In particular, they called for alignment of university research with national and international development priorities, as well as stronger partnerships between the public and private sectors, especially in the areas of curriculum development and industrial attachment for university students.
This, they say, would allow for imparting of skills that are relevant to the needs of the labour market – at the tertiary level –, while institutions of higher learning would also undertake research that directly address issues of the community in which they operate.
The role of the private sector in the education system cannot be overestimated.
In recent years Rwanda has adopted a competency-based curriculum model as part of broader efforts to improve the quality of education across the various levels of country’s education system.
Previously, there was a huge disconnect between learning institutions and the industry, which ultimately resulted in an ever-widening mismatch between what is taught in school and the skills that are actually needed in the industry.
Nonetheless, there has lately been growing realisation that the private sector holds the key to quality education but only if the industry is actively involved in the process to design and regularly participate in reviewing the curriculum.
This approach has already been piloted in some courses under the Technical and Vocational Education and Training (TVET) programme and it should be replicated in the formal education system if the issue of skills gap is to be addressed.
It’s encouraging that academics are eager to work with the private sector to ensure that their students acquire the skills they really need and not just train them for the sake.

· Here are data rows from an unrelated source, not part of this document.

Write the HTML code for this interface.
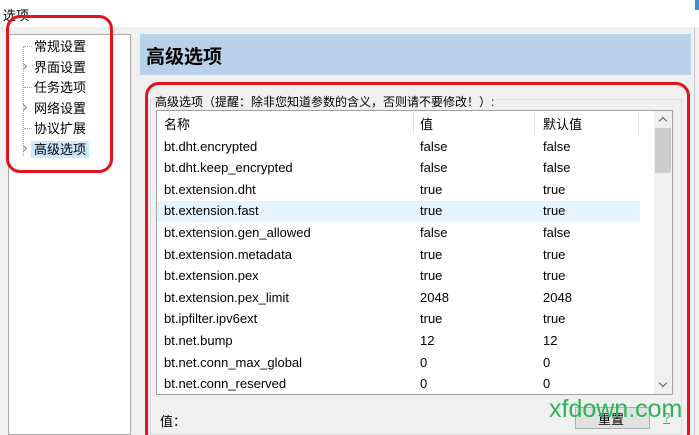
<!DOCTYPE html>
<html><head><meta charset="utf-8"><style>
*{margin:0;padding:0;box-sizing:border-box}
html,body{width:699px;height:435px;overflow:hidden}
body{background:#f0f0f0;font-family:"Liberation Sans","Noto Sans CJK SC",sans-serif;font-size:12px;color:#000;position:relative}
.a{position:absolute}
.t{white-space:nowrap}
.ch{position:absolute;left:21px;width:5px;height:5px;border-right:1px solid #888;border-bottom:1px solid #888;transform:rotate(-45deg)}
</style></head><body>
<div class="a" style="left:0;top:0;width:699px;height:27px;background:#fff"></div>
<div class="a t" style="left:3px;top:5px;font-size:13px">选项</div>
<div class="a" style="left:695px;top:0;width:4px;height:10px;background:#3c8ee0"></div>
<div class="a" style="left:8px;top:34px;width:123px;height:401px;background:#fff;border:1px solid #a8a8a8"></div>
<div class="a" style="left:23px;top:46px;width:1px;height:110px;border-left:1px dotted #aaa"></div>
<div class="a" style="left:24px;top:46px;width:8px;border-top:1px dotted #aaa"></div>
<div class="a" style="left:24px;top:87px;width:8px;border-top:1px dotted #aaa"></div>
<div class="a" style="left:24px;top:128px;width:8px;border-top:1px dotted #aaa"></div>
<div class="ch" style="top:64px"></div>
<div class="ch" style="top:105px"></div>
<div class="ch" style="top:146px"></div>
<div class="a t" style="left:34px;top:37px;font-size:13px;line-height:20.5px">
<div>常规设置</div><div>界面设置</div><div>任务选项</div><div>网络设置</div><div>协议扩展</div>
<div><span style="background:#cce8ff;margin-left:-3px;padding:1px 3px">高级选项</span></div>
</div>
<div class="a" style="left:140px;top:34px;width:551px;height:41px;background:#b9d1ea"></div>
<div class="a t" style="left:146px;top:42px;font-size:19px;font-weight:bold">高级选项</div>
<div class="a" style="left:694px;top:28px;width:1px;height:407px;background:#c8c8c8"></div>
<div class="a" style="left:150px;top:99px;width:532px;height:336px;border:1px solid #dcdcdc"></div>
<div class="a t" style="left:155px;top:93px;background:#f0f0f0;font-size:12px;padding-right:2px">高级选项（提醒：除非您知道参数的含义，否则请不要修改！）:</div>
<div class="a" style="left:156px;top:110px;width:517px;height:285px;background:#fff;border:1px solid #a0a0a0"></div>
<div class="a" style="left:413px;top:112px;width:1px;height:22px;background:#e5e5e5"></div>
<div class="a" style="left:534px;top:112px;width:1px;height:22px;background:#e5e5e5"></div>
<div class="a" style="left:638px;top:112px;width:1px;height:22px;background:#e5e5e5"></div>
<div class="a" style="left:157px;top:201px;width:483px;height:21px;background:#e5f3ff"></div>
<div class="a" style="left:654px;top:111px;width:18px;height:283px;background:#f0f0f0"></div>
<div class="a" style="left:655px;top:128px;width:16px;height:45px;background:#cdcdcd"></div>
<div class="a" style="left:660px;top:118px;width:6px;height:6px;border-left:1.5px solid #555;border-top:1.5px solid #555;transform:rotate(45deg)"></div>
<div class="a" style="left:660px;top:380px;width:6px;height:6px;border-right:1.5px solid #555;border-bottom:1.5px solid #555;transform:rotate(45deg)"></div>
<div class="a t" style="left:164px;top:114px;font-size:13px;line-height:21.6px">
<div>名称</div><div>bt.dht.encrypted</div><div>bt.dht.keep_encrypted</div><div>bt.extension.dht</div><div>bt.extension.fast</div><div>bt.extension.gen_allowed</div><div>bt.extension.metadata</div><div>bt.extension.pex</div><div>bt.extension.pex_limit</div><div>bt.ipfilter.ipv6ext</div><div>bt.net.bump</div><div>bt.net.conn_max_global</div><div>bt.net.conn_reserved</div>
</div>
<div class="a t" style="left:420px;top:114px;font-size:13px;line-height:21.6px">
<div>值</div><div>false</div><div>false</div><div>true</div><div>true</div><div>false</div><div>true</div><div>true</div><div>2048</div><div>true</div><div>12</div><div>0</div><div>0</div>
</div>
<div class="a t" style="left:543px;top:114px;font-size:13px;line-height:21.6px">
<div>默认值</div><div>false</div><div>false</div><div>true</div><div>true</div><div>false</div><div>true</div><div>true</div><div>2048</div><div>true</div><div>12</div><div>0</div><div>0</div>
</div>
<div class="a t" style="left:160px;top:411px;font-size:13px">值：</div>
<div class="a" style="left:575px;top:407px;width:75px;height:22px;background:#e1e1e1;border:1px solid #adadad"></div>
<div class="a t" style="left:598px;top:409px;font-size:13px">重置</div>
<div class="a t" style="left:549px;top:395px;font-size:25px;color:#2fb35a">xfdown.com</div>
<div class="a t" style="left:663px;top:410px;font-size:13px;color:#2fb35a;text-decoration:underline">?</div>
<div class="a" style="left:6px;top:15px;width:107px;height:158px;border:3px solid #e3121c;border-radius:14px"></div>
<div class="a" style="left:145px;top:82px;width:545px;height:365px;border:3px solid #e3121c;border-radius:14px"></div>
</body></html>
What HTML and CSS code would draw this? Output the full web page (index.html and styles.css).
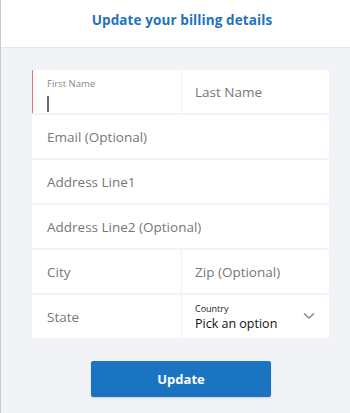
FILE: index.html
```html
<!DOCTYPE html>
<html>
<head>
<meta charset="utf-8">
<link rel="stylesheet" href="styles.css">
</head>
<body>
<div class="page">
  <header class="header">
    <h1 class="title">Update your billing details</h1>
  </header>
  <main class="content">
    <form class="card">
      <div class="row">
        <div class="cell cell-active">
          <span class="label">First Name</span>
          <span class="caret"></span>
        </div>
        <div class="cell cell-right"><span class="ph">Last Name</span></div>
      </div>
      <div class="row single"><div class="cell"><span class="ph">Email (Optional)</span></div></div>
      <div class="row single"><div class="cell"><span class="ph">Address Line1</span></div></div>
      <div class="row single"><div class="cell"><span class="ph">Address Line2 (Optional)</span></div></div>
      <div class="row">
        <div class="cell"><span class="ph">City</span></div>
        <div class="cell cell-right"><span class="ph">Zip (Optional)</span></div>
      </div>
      <div class="row">
        <div class="cell"><span class="ph">State</span></div>
        <div class="cell cell-right cell-select">
          <div class="select-text">
            <span class="select-label">Country</span>
            <span class="select-value">Pick an option</span>
          </div>
          <svg class="chevron" width="12" height="8" viewBox="0 0 12 8"><path d="M1 1.5 L6 6 L11 1.5" fill="none" stroke="#8a8a8a" stroke-width="1.6"/></svg>
        </div>
      </div>
    </form>
    <div class="actions">
      <button type="button" class="btn">Update</button>
    </div>
  </main>
</div>
</body>
</html>
```
FILE: styles.css
```css
* { box-sizing: border-box; }
html, body { margin: 0; padding: 0; }
body {
  width: 350px;
  height: 413px;
  background: #f2f3f7;
  font-family: "Open Sans", "Noto Sans", sans-serif;
  overflow: hidden;
}
.page {
  border-left: 1px solid #c9c9cc;
  min-height: 413px;
}
.header {
  background: #ffffff;
  height: 48px;
  border-bottom: 1px solid #e3e4e8;
  display: flex;
  align-items: center;
  justify-content: center;
  padding-left: 13px;
  padding-bottom: 8px;
}
.title {
  margin: 0;
  font-size: 13.5px;
  font-weight: 700;
  color: #1f72c0;
  letter-spacing: 0.1px;
}
.content {
  padding: 22px 20px 0 31px;
}
.card {
  display: flex;
  flex-direction: column;
  gap: 2px;
  width: 297px;
  margin: 0;
}
.row {
  display: grid;
  grid-template-columns: 149px 1fr;
  height: 43px;
  background: #ffffff;
}
.row.single {
  grid-template-columns: 1fr;
}
.cell {
  display: flex;
  align-items: center;
  padding-left: 15px;
  background: #ffffff;
  min-width: 0;
}
.cell-right {
  border-left: 1px solid #eff0f3;
  padding-left: 13px;
}
.ph {
  font-size: 13.5px;
  color: #777777;
  white-space: nowrap;
}
.cell-active {
  border-left: 1px solid #e8707a;
  padding-left: 14px;
  flex-direction: column;
  align-items: flex-start;
  justify-content: flex-start;
  padding-top: 8px;
}
.label {
  font-size: 9.5px;
  color: #8a8a8a;
  line-height: 12px;
}
.caret {
  display: block;
  width: 2px;
  height: 16px;
  background: #6a6a6a;
  margin-top: 6px;
}
.cell-select {
  justify-content: space-between;
  padding-right: 13px;
}
.select-text {
  display: flex;
  flex-direction: column;
  padding-top: 2px;
}
.select-label {
  font-size: 9px;
  color: #222222;
  line-height: 12px;
}
.select-value {
  font-size: 12.5px;
  color: #111111;
  line-height: 16px;
  margin-top: 1px;
}
.chevron { display: block; margin-top: -2px; margin-right: 1px; }
.actions {
  display: flex;
  justify-content: center;
  padding-top: 23px;
}
.btn {
  width: 180px;
  height: 36px;
  border: none;
  border-radius: 2px;
  background: #1b74c1;
  color: #ffffff;
  font-family: "Open Sans", "Noto Sans", sans-serif;
  font-weight: 700;
  font-size: 13px;
  box-shadow: 0 1px 2px rgba(0,0,0,0.15);
}
```
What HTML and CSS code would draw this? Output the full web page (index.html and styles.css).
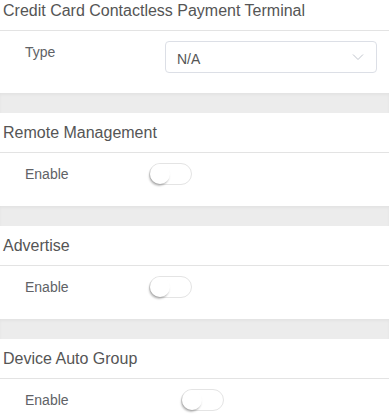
FILE: index.html
```html
<!DOCTYPE html>
<html>
<head>
<meta charset="utf-8">
<link rel="stylesheet" href="styles.css">
</head>
<body>
<div class="page">
  <section class="card">
    <div class="card-title">Credit Card Contactless Payment Terminal</div>
    <div class="row row-select">
      <div class="label label-w140">Type</div>
      <div class="select">
        <span class="select-value">N/A</span>
        <svg class="chev" width="12" height="8" viewBox="0 0 12 8"><path d="M1 1.5 L6 6.5 L11 1.5" fill="none" stroke="#c0c4cc" stroke-width="1"/></svg>
      </div>
    </div>
  </section>
  <div class="band"></div>
  <section class="card">
    <div class="card-title">Remote Management</div>
    <div class="row">
      <div class="label label-w124">Enable</div>
      <div class="switch"><span class="knob"></span></div>
    </div>
  </section>
  <div class="band"></div>
  <section class="card">
    <div class="card-title">Advertise</div>
    <div class="row">
      <div class="label label-w124">Enable</div>
      <div class="switch"><span class="knob"></span></div>
    </div>
  </section>
  <div class="band"></div>
  <section class="card">
    <div class="card-title">Device Auto Group</div>
    <div class="row">
      <div class="label label-w156">Enable</div>
      <div class="switch"><span class="knob"></span></div>
    </div>
  </section>
</div>
</body>
</html>
```

FILE: styles.css
```css
html, body {
  margin: 0;
  padding: 0;
  background: #ffffff;
  overflow: hidden;
}
body {
  font-family: "Liberation Sans", Arial, sans-serif;
  color: #606266;
}
.page {
  margin-top: -9px;
}
.card {
  background: #fff;
}
.card-title {
  height: 39px;
  line-height: 39px;
  padding-left: 3px;
  font-size: 16px;
  color: #555555;
  border-bottom: 1px solid #e3e3e3;
}
.row {
  display: flex;
  align-items: center;
  padding: 10px 0 21.5px 25px;
}
.row-select {
  align-items: flex-start;
  padding: 10px 12px 20px 25px;
}
.label {
  font-size: 14px;
  line-height: 22px;
  color: #606266;
  flex: none;
}
.label-w140 { width: 140px; }
.label-w124 { width: 124px; }
.label-w156 { width: 156px; }
.select {
  flex: 1;
  height: 30px;
  border: 1px solid #dcdfe6;
  border-radius: 4px;
  display: flex;
  align-items: center;
  justify-content: space-between;
  padding: 0 12px 0 11px;
  box-sizing: content-box;
}
.select-value {
  font-size: 14px;
  color: #555;
  padding-top: 3px;
}
.chev {
  display: block;
}
.switch {
  position: relative;
  width: 41px;
  height: 20px;
  border: 1px solid #e4e4e4;
  border-radius: 11px;
  background: #fff;
  flex: none;
}
.knob {
  position: absolute;
  left: 0;
  top: 0;
  width: 20px;
  height: 20px;
  border-radius: 50%;
  background: #fff;
  box-shadow: -1px 2px 2px rgba(0, 0, 0, 0.25);
}
.band {
  height: 19.5px;
  background: #ececec;
  box-shadow: inset 0 2px 3px rgba(0, 0, 0, 0.04);
}
```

Industry captains should seize this opportunity and work more closely with educators and learning institutions to make education relevant again.
Considering that quality education is expensive, it’s important that both sides work together to afford students the opportunity to have access to training equipment so they can graduate with the hands-on skills needed to succeed in the labour market.
The ever-rising rate of youth unemployment, including among university graduates, can be addressed if the industry and training institutions genuinely worked together on the issue of quality education.